Devesh Gupta

Profile: Amitava Mitra: On Two Wheels Mainly

For a major part of his advertising career, Amitava Mitra, CEO, Percept/H has handled two wheeler accounts. He was also the man behind Congress' Bharat Nirman campaign in 2007.

What some people may not know is that Mitra has handled two-wheeler accounts for 27 of his 32-year long career. After handling brands like Bajaj, Yamaha, Hero and LML, the category is quite close to his heart.

Profile: Amitava Mitra: On Two Wheels Mainly
Mitra began his career in the early '80s selling cigarettes before one of his uncles working at a senior position in JWT (then known as HTA) invited him to try advertising. He joined JWT in 1982 and the first six to eight months were spent on wondering if it was the right profession for him. In 1984 he won his first review board prize (an internal award at HTA) and he was convinced. Mitra won in the next two years too. "It changed my life," he says.

Moving on

Mitra moved to Everest Advertising in 1987, the second-largest agency in Delhi then, and got good exposure. He was also made the branch head in 1990, one of the youngest. At Everest, the Pan Parag account taught him about retailing. The brand had just introduced sachets which revolutionised the packaging industry. MM Kothari (the driving force behind Pan Parag) would take him on long walks showing his products being sold at every pan-bidi shop in New Delhi. In 1992, after the Everest-Triton split, he moved to the latter for two years.

On two wheels

In 1994, Lintas wanted him to start their Bajaj division, the second largest account for the agency after Unilever. Mitra rates the Bajaj-Lintas years among his finest. Bajaj was an exciting challenge. "Marketing bikes was completely different. Moreover, Bajaj was the leader in scooters but was just starting off with bikes." Mitra was no stranger to bikes. In Everest, it was LML Vespa and at JWT, he was involved with Yamaha right from the launch. "It was 1984-85, and people didn't know much about bikes. There was only Rajdoot. We studied everything - from seeing how the factory was set up to communication," he recalls. But it was Indian entrepreneurial businesses such as Pan Parag, Sahara, Hero, Bharti and Bajaj that shaped his career.

He had two short stints with IB&W and Pratibha Advertising (the only agencies along with Triton where he did not handle a two-wheeler account) and a short 6-8 month break where he moved to consulting before joining Percept in 2000. Mitra recalls how Harindra Singh, vice-chairman and managing director, Percept asked him to start the Pune operations. Hero is a two-wheeler account he has been handling since 2000 at Percept.
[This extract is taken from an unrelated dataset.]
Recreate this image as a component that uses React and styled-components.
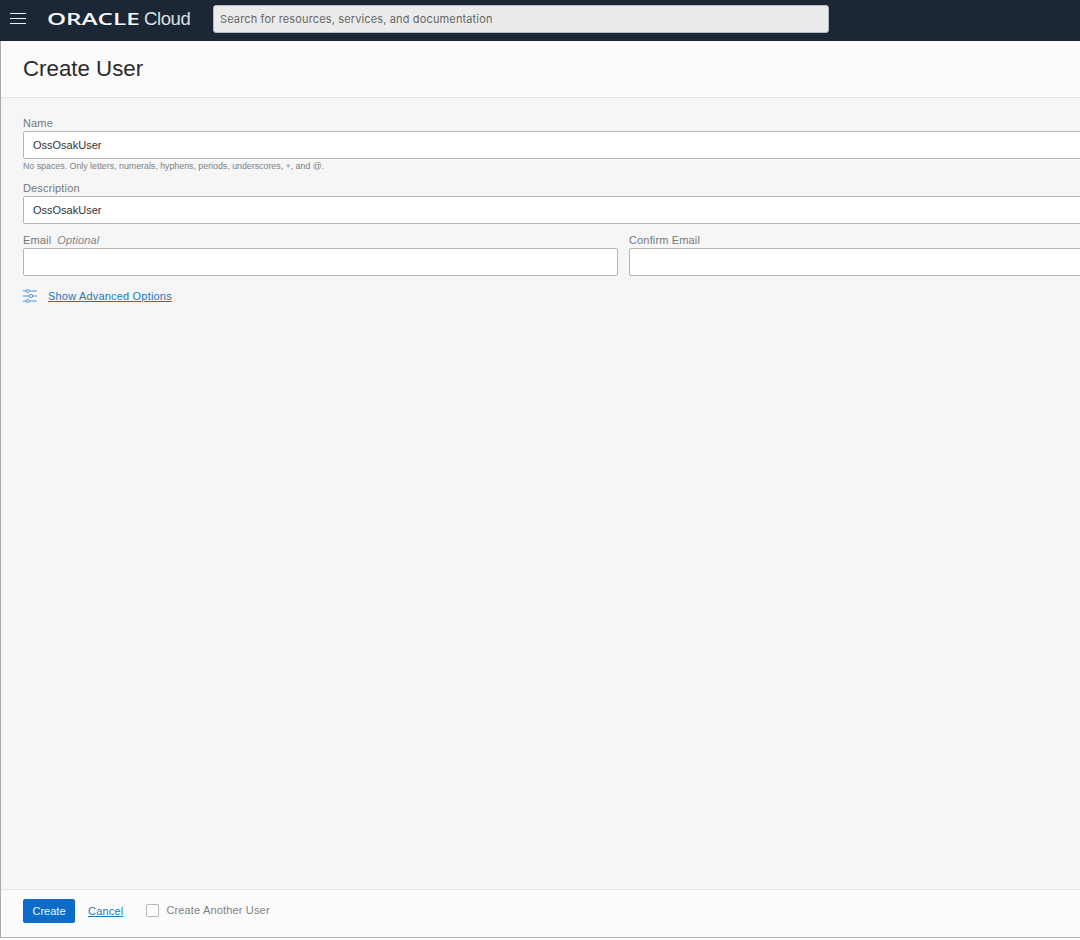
import React from 'react';
import styled, { createGlobalStyle } from 'styled-components';

const GlobalStyle = createGlobalStyle`
  html, body {
    margin: 0;
    height: 940px;
    overflow: hidden;
    background: #ffffff;
    font-family: "Liberation Sans", Arial, sans-serif;
  }
`;

const Page = styled.div`
  width: 1080px;
  height: 938px;
  overflow: hidden;
  display: flex;
  flex-direction: column;
`;

const TopBar = styled.header`
  flex: 0 0 41px;
  display: flex;
  align-items: center;
  background: #1c2736;
`;

const MenuButton = styled.button`
  width: 47px;
  height: 41px;
  padding: 0 0 3px 10px;
  border: none;
  background: none;
  display: flex;
  align-items: center;
`;

const Logo = styled.div`
  width: 166px;
  margin-top: -4px;
  display: flex;
  align-items: baseline;
  color: #fbfbfb;
  white-space: nowrap;
`;

const LogoWord = styled.span`
  display: inline-block;
  width: 93px;
  font-family: "Open Sans", sans-serif;
  font-size: 16.5px;
  font-weight: 600;
  line-height: 20px;
  transform: scaleX(1.47);
  transform-origin: left center;
`;

const LogoCloud = styled.span`
  font-size: 18.5px;
  font-weight: 400;
  line-height: 20px;
  margin-left: 4px;
  letter-spacing: -0.4px;
  color: #dfe1e4;
`;

const SearchBox = styled.div`
  box-sizing: border-box;
  width: 616px;
  height: 28px;
  margin: -3px 0 0 0;
  padding-left: 6px;
  display: flex;
  align-items: center;
  background: #ebebeb;
  border: 1px solid #b4b8bd;
  border-radius: 3px;
  font-family: "Inter", sans-serif;
  font-size: 11px;
  letter-spacing: 0.14px;
  color: #666666;
`;

const Panel = styled.main`
  flex: 1;
  min-height: 0;
  display: flex;
  flex-direction: column;
  border-left: 1px solid #a9a9a9;
  border-bottom: 1px solid #b4b4b4;
  background: #f6f6f7;
`;

const PanelHeader = styled.div`
  box-sizing: border-box;
  flex: 0 0 57px;
  padding: 14px 0 0 22px;
  background: #fcfcfc;
  border-bottom: 1px solid #e4e4e4;
`;

const Title = styled.h1`
  margin: 0;
  font-size: 22.3px;
  font-weight: 400;
  line-height: 28px;
  color: #2a2a2a;
`;

const Form = styled.form`
  flex: 1;
  display: flex;
  flex-direction: column;
  padding: 18px 0 0 22px;
`;

const Field = styled.div`
  width: ${(p) => p.$width || 1201}px;
  margin-bottom: ${(p) => p.$gap || 0}px;
`;

const Label = styled.label`
  display: block;
  font-size: 11px;
  line-height: 15px;
  letter-spacing: 0.15px;
  color: #767676;
`;

const Optional = styled.i`
  margin-left: 6px;
  color: #858585;
`;

const Input = styled.input`
  box-sizing: border-box;
  display: block;
  width: 100%;
  height: 28px;
  padding: 0 9px;
  background: #ffffff;
  border: 1px solid #b5b5b5;
  border-radius: 2px;
  outline: none;
  font-family: inherit;
  font-size: 11px;
  color: #333333;
`;

const Hint = styled.div`
  margin: 1px 0 9px;
  font-size: 8.82px;
  line-height: 12px;
  color: #808080;
`;

const EmailRow = styled.div`
  display: flex;
  gap: 11px;
  width: 1201px;
`;

const AdvancedRow = styled.div`
  display: flex;
  align-items: center;
  gap: 10px;
  margin-top: 12px;
  height: 16px;
`;

const TextLink = styled.a`
  font-size: 11px;
  letter-spacing: 0.19px;
  color: #2178b9;
  text-decoration: underline;
`;

const Footer = styled.footer`
  box-sizing: border-box;
  flex: 0 0 48px;
  display: flex;
  align-items: center;
  padding: 0 0 6px 22px;
  background: #fcfcfc;
  border-top: 1px solid #e4e4e4;
`;

const PrimaryButton = styled.button`
  width: 52px;
  height: 24px;
  padding: 0;
  border: none;
  border-radius: 2px;
  background: #0a6cc8;
  color: #f2f7fc;
  font-family: inherit;
  font-size: 11px;
`;

const CancelLink = styled(TextLink)`
  margin-left: 13px;
`;

const CheckRow = styled.label`
  display: flex;
  align-items: center;
  gap: 7px;
  margin: -1px 0 0 23px;
  font-size: 11px;
  letter-spacing: 0.16px;
  color: #808080;
`;

const CheckBox = styled.span`
  box-sizing: border-box;
  width: 13px;
  height: 13px;
  background: #ffffff;
  border: 1px solid #b5b5b5;
  border-radius: 2px;
`;

const MenuIcon = () => (
  <svg width="16" height="12" viewBox="0 0 16 12" fill="none" stroke="#f0f1f2" strokeWidth="1">
    <path d="M0 .5h16M0 5.5h16M0 10.5h16" />
  </svg>
);

const SlidersIcon = () => (
  <svg width="15" height="14" viewBox="0 0 15 14" fill="none" stroke="#3f8ac4" strokeWidth="0.9">
    <path d="M0 2h3M6.5 2H14M0 7h6.5M10 7h4M0 12h3M6.5 12H14" />
    <circle cx="4.7" cy="2" r="1.6" />
    <circle cx="8.2" cy="7" r="1.6" />
    <circle cx="4.7" cy="12" r="1.6" />
  </svg>
);

export default function App() {
  return (
    <Page>
      <GlobalStyle />
      <TopBar>
        <MenuButton aria-label="Menu">
          <MenuIcon />
        </MenuButton>
        <Logo>
          <LogoWord>ORACLE</LogoWord>
          <LogoCloud>Cloud</LogoCloud>
        </Logo>
        <SearchBox>Search for resources, services, and documentation</SearchBox>
      </TopBar>
      <Panel>
        <PanelHeader>
          <Title>Create User</Title>
        </PanelHeader>
        <Form>
          <Field>
            <Label>Name</Label>
            <Input defaultValue="OssOsakUser" />
            <Hint>No spaces. Only letters, numerals, hyphens, periods, underscores, +, and @.</Hint>
          </Field>
          <Field $gap={9}>
            <Label>Description</Label>
            <Input defaultValue="OssOsakUser" />
          </Field>
          <EmailRow>
            <Field $width={595}>
              <Label>
                Email<Optional>Optional</Optional>
              </Label>
              <Input />
            </Field>
            <Field $width={595}>
              <Label>Confirm Email</Label>
              <Input />
            </Field>
          </EmailRow>
          <AdvancedRow>
            <SlidersIcon />
            <TextLink>Show Advanced Options</TextLink>
          </AdvancedRow>
        </Form>
        <Footer>
          <PrimaryButton type="button">Create</PrimaryButton>
          <CancelLink>Cancel</CancelLink>
          <CheckRow>
            <CheckBox />
            Create Another User
          </CheckRow>
        </Footer>
      </Panel>
    </Page>
  );
}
In 2003, Mitra moved to the Delhi office. The task was to bring in the right people, accounts and professionalism. In two-three years, the Delhi office became one of the best in the Percept family.


He was promoted as COO, Percept/H in 2013 with a pan-India mandate. His task was to set Percept's Mumbai office right for which he spent a lot of time in the city. Now, as CEO, how does he compare Percept with his other stints? Mitra believes that Lintas and JWT are more structured with good reporting styles. The advantage with Percept is that one can do and plan things differently, as long as one delivers. The advertising scenario in India has changed. "Strategic planning has evolved, since the '90s, and it has become a key product. Every agency has two products - strategic solutions and creative," he says. Mitra also feels that the agency-client relationship was a far stronger one in the earlier days.

He was also the man behind the Bharat Nirman campaign of the UPA 1 government. He points that the task has been extremely challenging and after the campaign started it got bigger and bigger. "We have been making 100 films a month for the campaign till a few months ago. Each communication message had to be delivered to people across India which required cutting across different languages in different states. This was a huge challenge." The campaign started in 2007 and ran till a few months ago and each time the Information and Broadcast minister changed, the brief was altered. The idea was to highlight the government programmes and efforts. Mitra fondly recalls, "When in 2009 the UPA came to power, The Economic Times, a business daily on the very next day mentioned that is the win of the UPA government credited to the effective Bharat Nirman campaign."

And Percept? "It is one of the few agencies which has specialisations - be it events, activations or sports. That is the biggest thing that Percept has given to the industry," he points out.